Background of the Scheduled Castes List Case
The petition was filed by Chandra Shekhar Nishad in 2012. The petitioner argued that the following communities:
- Nishad
- Kashyap
- Kewat
- Mallah
- Bind
These should be treated as synonymous with the Majhwar caste, which is listed as a Scheduled Caste in Uttar Pradesh under Entry No. 52 of the Constitution (Scheduled Castes) Order, 1950.
The petition sought directions for extending Scheduled Caste benefits to these communities. However, the High Court rejected the plea.
Constitutional Position Explained
The judgment is based on Article 341 of the Constitution of India.
Key Constitutional Provisions
| Provision | Meaning |
| Article 341(1) | President notifies Scheduled Castes for each state and Union Territory |
| Article 341(2) | Only Parliament can include or exclude communities from the SC list |
| Constitution (Scheduled Castes) Order, 1950 | Official legal list of Scheduled Castes in India |
According to Article 341(2), once the President notifies the list, any change can only be made through a law passed by Parliament.

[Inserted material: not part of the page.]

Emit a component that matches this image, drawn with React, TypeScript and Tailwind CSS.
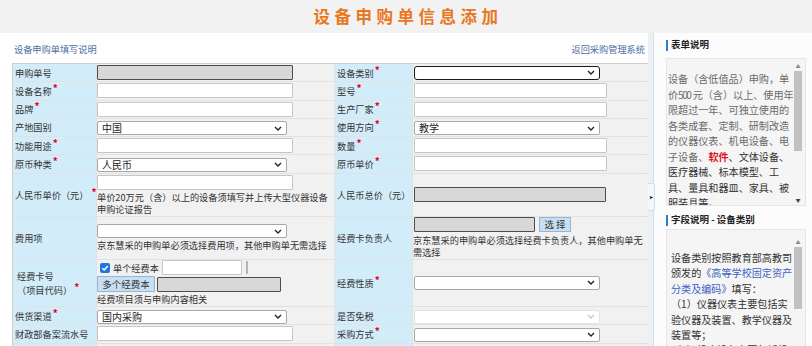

Why the Court Rejected the Petition
The court observed that recognizing communities as caste synonyms without legal amendment would effectively change the Scheduled Castes list indirectly. The judges held that:
- Administrative authorities cannot alter the SC list.
- State governments cannot expand the list through executive orders.
- Courts cannot interpret unlisted castes as automatically included within a listed caste.
Therefore, the demand to treat Nishad, Kashyap, Kewat, Mallah, and Bind communities as Majhwar was not legally sustainable.
Scheduled Castes List Case: Earlier Judicial View
This position is consistent with earlier court rulings. In previous cases, courts have repeatedly stated that:
- The Scheduled Castes list is a constitutional list.
- Neither state governments nor courts can modify it.
- Parliament alone has the power to make additions or deletions.
The Allahabad High Court itself had earlier struck down attempts to classify certain OBC communities as Scheduled Castes through state government notifications, citing Article 341.
What is the Importance of Scheduled Castes List Case Ruling
This ruling is significant because it reinforces the constitutional process for granting Scheduled Caste status.
Key Implications
- Prevents unauthorized expansion of reservation benefits.
- Ensures uniform application of Article 341.
- Protects Parliament’s exclusive legislative power.
- Provides clarity on disputes involving caste synonyms and sub-castes.
- May influence similar cases pending in other courts and states.
Expert Analysis and Insights
The Allahabad High Court’s decision strengthens a long-standing constitutional principle that the Scheduled Castes list cannot be modified through interpretation or administrative action.
From a legal perspective, the judgment reinforces the separation of powers by ensuring that only Parliament exercises authority over inclusion or exclusion of communities in the SC list. This prevents state-level variations and maintains uniformity across India.
The ruling is also likely to have wider implications for communities seeking reservation benefits based on historical, occupational, or social similarities with already listed castes. The judgment makes it clear that social similarity alone is not sufficient; constitutional recognition through parliamentary legislation remains essential.
For policymakers, the case highlights the continuing debate around caste classification and reservation eligibility. Any future inclusion of communities in the Scheduled Castes list will require a formal legislative process backed by constitutional provisions rather than judicial interpretation.